◆ Objective:
Tell how many lines include the string "styles". Answer with a single number.

◆ Recorded information:

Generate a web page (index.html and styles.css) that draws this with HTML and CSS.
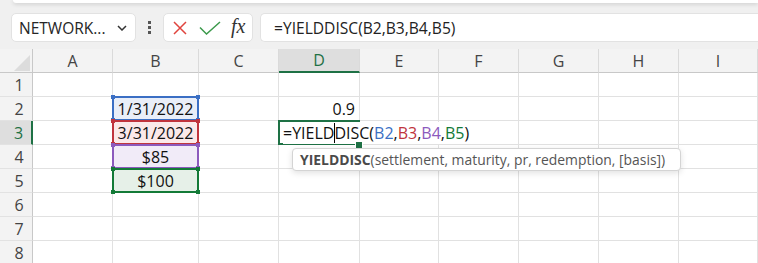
FILE: index.html
```html
<!DOCTYPE html>
<html lang="en">
<head>
    <meta charset="UTF-8">
    <meta name="viewport" content="width=device-width, initial-scale=1.0">
    <title>YIELDDISC</title>
    <link rel="stylesheet" href="styles.css">
</head>
<body>
    <div class="ribbon-edge"></div>

    <div class="formula-row">
        <div class="name-box">
            <span>NETWORK...</span>
            <svg class="chevron" width="10" height="6" viewBox="0 0 10 6"><path d="M1 1 L5 5 L9 1" fill="none" stroke="#333" stroke-width="1.5"/></svg>
        </div>
        <div class="grip"><i></i><i></i><i></i></div>
        <div class="fx-box">
            <svg width="16" height="16" viewBox="0 0 16 16"><path d="M2 2 L14 14 M14 2 L2 14" stroke="#e0443e" stroke-width="1.5" fill="none"/></svg>
            <svg width="22" height="14" viewBox="0 0 22 14"><path d="M1 6.5 L7.5 13 L21 1" stroke="#3c9a4c" stroke-width="1.5" fill="none"/></svg>
            <span class="fx">fx</span>
        </div>
        <div class="formula-bar">=YIELDDISC(B2,B3,B4,B5)</div>
    </div>

    <div class="sheet">
        <div class="corner"><span class="tri"></span></div>
        <div class="col-head">A</div>
        <div class="col-head">B</div>
        <div class="col-head">C</div>
        <div class="col-head active">D</div>
        <div class="col-head">E</div>
        <div class="col-head">F</div>
        <div class="col-head">G</div>
        <div class="col-head">H</div>
        <div class="col-head">I</div>

        <div class="row-head">1</div>
        <div class="cell"></div><div class="cell"></div><div class="cell"></div><div class="cell"></div><div class="cell"></div><div class="cell"></div><div class="cell"></div><div class="cell"></div><div class="cell"></div>

        <div class="row-head">2</div>
        <div class="cell"></div>
        <div class="cell center ref ref-blue">1/31/2022<i class="h tl"></i><i class="h tr"></i><i class="h bl"></i><i class="h br"></i></div>
        <div class="cell"></div>
        <div class="cell right">0.9</div>
        <div class="cell"></div><div class="cell"></div><div class="cell"></div><div class="cell"></div><div class="cell"></div>

        <div class="row-head active">3</div>
        <div class="cell"></div>
        <div class="cell center ref ref-red">3/31/2022<i class="h tl"></i><i class="h tr"></i><i class="h bl"></i><i class="h br"></i></div>
        <div class="cell"></div>
        <div class="cell editing">
            <span class="edit-text">=YIELD<span class="caret"></span>DISC(<span class="c-blue">B2</span>,<span class="c-red">B3</span>,<span class="c-purple">B4</span>,<span class="c-green">B5</span>)</span>
            <i class="fill-handle"></i>
        </div>
        <div class="cell"></div><div class="cell"></div><div class="cell"></div><div class="cell"></div><div class="cell"></div>

        <div class="row-head">4</div>
        <div class="cell"></div>
        <div class="cell center ref ref-purple">$85<i class="h tl"></i><i class="h tr"></i><i class="h bl"></i><i class="h br"></i></div>
        <div class="cell"></div><div class="cell"></div><div class="cell"></div><div class="cell"></div><div class="cell"></div><div class="cell"></div><div class="cell"></div>

        <div class="row-head">5</div>
        <div class="cell"></div>
        <div class="cell center ref ref-green">$100<i class="h tl"></i><i class="h tr"></i><i class="h bl"></i><i class="h br"></i></div>
        <div class="cell"></div><div class="cell"></div><div class="cell"></div><div class="cell"></div><div class="cell"></div><div class="cell"></div><div class="cell"></div>

        <div class="row-head">6</div>
        <div class="cell"></div><div class="cell"></div><div class="cell"></div><div class="cell"></div><div class="cell"></div><div class="cell"></div><div class="cell"></div><div class="cell"></div><div class="cell"></div>

        <div class="row-head">7</div>
        <div class="cell"></div><div class="cell"></div><div class="cell"></div><div class="cell"></div><div class="cell"></div><div class="cell"></div><div class="cell"></div><div class="cell"></div><div class="cell"></div>

        <div class="row-head">8</div>
        <div class="cell"></div><div class="cell"></div><div class="cell"></div><div class="cell"></div><div class="cell"></div><div class="cell"></div><div class="cell"></div><div class="cell"></div><div class="cell"></div>

        <div class="tooltip"><b>YIELDDISC</b>(settlement, maturity, pr, redemption, [basis])</div>
    </div>
</body>
</html>
```

FILE: styles.css
```css
/* Excel-like formula editing view */
body {
    margin: 0;
    width: 758px;
    height: 263px;
    overflow: hidden;
    background-color: #f0f0f0;
    font-family: "Open Sans", "Noto Sans", sans-serif;
    color: #222;
}

.ribbon-edge {
    height: 3px;
    margin-left: 13px;
    background-color: #fff;
    border-bottom-left-radius: 6px;
    box-shadow: 0 1px 4px rgba(0, 0, 0, 0.18);
}

.formula-row {
    display: flex;
    align-items: stretch;
    height: 29px;
    margin-top: 10px;
    padding-left: 11px;
}

.name-box {
    width: 125px;
    box-sizing: border-box;
    display: flex;
    align-items: center;
    justify-content: space-between;
    padding: 0 8px 0 7px;
    background-color: #fff;
    border: 1px solid #e2e2e2;
    border-radius: 5px;
    font-size: 15.5px;
    color: #262626;
}

.grip {
    width: 27px;
    display: flex;
    flex-direction: column;
    align-items: center;
    justify-content: center;
    gap: 2px;
}

.grip i {
    display: block;
    width: 3px;
    height: 3px;
    background-color: #555;
}

.fx-box {
    width: 90px;
    box-sizing: border-box;
    display: flex;
    align-items: center;
    gap: 11px;
    padding-left: 8px;
    background-color: #fff;
    border: 1px solid #e2e2e2;
    border-radius: 5px;
}

.fx {
    font-family: "Liberation Serif", serif;
    font-style: italic;
    font-size: 20px;
    color: #333;
    margin-left: -1px;
    margin-top: -3px;
}

.formula-bar {
    flex: 1;
    margin-left: 7px;
    display: flex;
    align-items: center;
    padding-left: 13px;
    background-color: #fff;
    border: 1px solid #e2e2e2;
    border-right: none;
    border-radius: 5px 0 0 5px;
    font-size: 15.6px;
    color: #222;
}

.sheet {
    position: relative;
    margin-top: 7px;
    display: grid;
    grid-template-columns: 33px 80px 86px 80px 81px 79px 80px 80px 80px 79px;
    grid-auto-rows: 24px;
    background-color: #fff;
}

.corner,
.col-head,
.row-head {
    box-sizing: border-box;
    background-color: #f3f3f3;
    color: #444;
    font-size: 16px;
    display: flex;
    align-items: center;
}

.corner {
    position: relative;
    border-right: 1px solid #c8c8c8;
    border-bottom: 1px solid #c8c8c8;
}

.tri {
    position: absolute;
    right: 2px;
    bottom: 1px;
    width: 0;
    height: 0;
    border-left: 16px solid transparent;
    border-bottom: 16px solid #dcdcdc;
}

.col-head {
    justify-content: center;
    border-right: 1px solid #dadada;
    border-bottom: 1px solid #c8c8c8;
}

.row-head {
    justify-content: center;
    padding-left: 6px;
    border-right: 1px solid #c8c8c8;
    border-bottom: 1px solid #e2e2e2;
}

.col-head.active {
    background-color: #dedede;
    color: #1e7145;
    border-bottom: 2px solid #1e7145;
}

.row-head.active {
    background-color: #dedede;
    color: #1e7145;
    border-right: 2px solid #1e7145;
}

.cell {
    position: relative;
    box-sizing: border-box;
    border-right: 1px solid #e1e1e1;
    border-bottom: 1px solid #e1e1e1;
    font-family: "Open Sans", sans-serif;
    font-size: 16px;
    color: #111;
    display: flex;
    align-items: flex-end;
    padding: 0 4px 0;
    white-space: nowrap;
}

.center {
    justify-content: center;
}

.right {
    justify-content: flex-end;
}

/* coloured reference ranges */
.ref::after {
    content: "";
    position: absolute;
    left: -1px;
    top: -1px;
    right: -1px;
    bottom: -1px;
    border: 2px solid var(--ref);
    pointer-events: none;
}

.ref .h {
    position: absolute;
    width: 4px;
    height: 4px;
    background-color: var(--ref);
    z-index: 2;
}

.h.tl { left: -2px; top: -2px; }
.h.tr { right: -2px; top: -2px; }
.h.bl { left: -2px; bottom: -2px; }
.h.br { right: -2px; bottom: -2px; }

.ref-blue { --ref: #3b6fc4; background-color: #e9eef8; z-index: 1; }
.ref-red { --ref: #c0343d; background-color: #fbe9e9; z-index: 2; }
.ref-purple { --ref: #8c5abd; background-color: #f1ebf8; z-index: 3; }
.ref-green { --ref: #137a37; background-color: #e6f0e8; z-index: 4; }

.editing {
    z-index: 5;
    overflow: visible;
}

.editing::after {
    content: "";
    position: absolute;
    left: -1px;
    top: -1px;
    right: -1px;
    bottom: -1px;
    border: 2px solid #1e7145;
}

.edit-text {
    position: relative;
    z-index: 1;
    background-color: #fff;
    padding-right: 4px;
}

.caret {
    display: inline-block;
    width: 1px;
    height: 20px;
    margin: 0 -0.5px -4px;
    background-color: #000;
}

.c-blue { color: #3b6fc4; }
.c-red { color: #c0343d; }
.c-purple { color: #8c5abd; }
.c-green { color: #137a37; }

.fill-handle {
    position: absolute;
    right: -4px;
    bottom: -5px;
    width: 6px;
    height: 6px;
    background-color: #1e7145;
    border: 1px solid #fff;
    z-index: 2;
}

.tooltip {
    position: absolute;
    left: 292px;
    top: 99px;
    width: 389px;
    height: 23px;
    box-sizing: border-box;
    padding-left: 7px;
    display: flex;
    align-items: center;
    background-color: #fff;
    border: 1px solid #d4d4d4;
    border-radius: 4px;
    box-shadow: 0 2px 6px rgba(0, 0, 0, 0.12);
    font-size: 13.9px;
    color: #555;
    white-space: nowrap;
    z-index: 10;
}

.tooltip b {
    color: #4a4a4a;
}
```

◆ Task answer:
3